→ Supplied material
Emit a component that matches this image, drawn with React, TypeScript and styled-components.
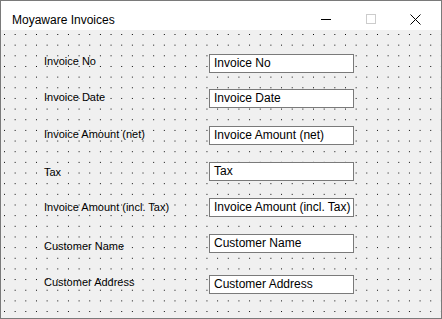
import styled, { createGlobalStyle } from "styled-components";

const GlobalStyle = createGlobalStyle`
  html, body {
    margin: 0;
    padding: 0;
    background: #ffffff;
  }
`;

const Window = styled.div`
  width: 442px;
  height: 319px;
  box-sizing: border-box;
  border: 1px solid #7a7a7a;
  display: flex;
  flex-direction: column;
  background: #f0f0f0;
  font-family: "Liberation Sans", Arial, sans-serif;
`;

const TitleBar = styled.header`
  height: 29px;
  flex: none;
  background: #ffffff;
  display: flex;
  align-items: flex-start;
  padding-left: 11px;
  padding-right: 3px;
`;

const Title = styled.div`
  flex: 1;
  font-size: 12px;
  line-height: 14px;
  color: #000;
  padding-top: 12px;
`;

const CaptionButton = styled.div`
  width: 45px;
  height: 29px;
  display: flex;
  align-items: flex-start;
  justify-content: center;
  padding-top: 13px;
  box-sizing: border-box;
`;

const Body = styled.main`
  flex: 1;
  padding-top: 24px;
  background-color: #f0f0f0;
  background-image: radial-gradient(circle at 0.5px 0.5px, #000 0.6px, transparent 0.75px);
  background-size: 10.667px 10.667px;
  background-position: 3px 4px;
  display: flex;
  flex-direction: column;
`;

const Row = styled.div<{ $gap: number }>`
  display: grid;
  grid-template-columns: 165px 145px;
  align-items: start;
  padding-left: 43px;
  margin-top: ${p => p.$gap}px;
`;

const Label = styled.span<{ $shift: number }>`
  font-size: 11px;
  line-height: 13px;
  color: #000;
  margin-top: ${p => p.$shift}px;
  justify-self: start;
`;

const TextBox = styled.div`
  height: 19px;
  box-sizing: border-box;
  border: 1px solid #7a7a7a;
  background: #ffffff;
  font-size: 12px;
  line-height: 17px;
  padding-left: 4px;
  color: #000;
  white-space: nowrap;
  overflow: hidden;
`;

const rows = [
  { label: "Invoice No", gap: 0, shift: 1 },
  { label: "Invoice Date", gap: 16, shift: 2 },
  { label: "Invoice Amount (net)", gap: 18, shift: 2 },
  { label: "Tax", gap: 17, shift: 4 },
  { label: "Invoice Amount (incl. Tax)", gap: 17, shift: 3 },
  { label: "Customer Name", gap: 17, shift: 6 },
  { label: "Customer Address", gap: 22, shift: 1 },
];

function App() {
  return (
    <>
      <GlobalStyle />
      <Window>
        <TitleBar>
          <Title>Moyaware Invoices</Title>
          <CaptionButton>
            <svg width="10" height="10" viewBox="0 0 10 10">
              <line x1="0" y1="5.5" x2="10" y2="5.5" stroke="#000" strokeWidth="1" />
            </svg>
          </CaptionButton>
          <CaptionButton>
            <svg width="10" height="10" viewBox="0 0 10 10">
              <rect x="0.5" y="0.5" width="9" height="9" fill="none" stroke="#cccccc" strokeWidth="1" />
            </svg>
          </CaptionButton>
          <CaptionButton>
            <svg width="11" height="11" viewBox="0 0 11 11">
              <path d="M0.5 0.5 L10.5 10.5 M10.5 0.5 L0.5 10.5" stroke="#000" strokeWidth="1" fill="none" />
            </svg>
          </CaptionButton>
        </TitleBar>
        <Body>
          {rows.map(r => (
            <Row key={r.label} $gap={r.gap}>
              <Label $shift={r.shift}>{r.label}</Label>
              <TextBox>{r.label}</TextBox>
            </Row>
          ))}
        </Body>
      </Window>
    </>
  );
}

export default App;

→ Aim of the task
Using the listing above, state the number of lines that hold "styled", with no other text.

→ Task response
10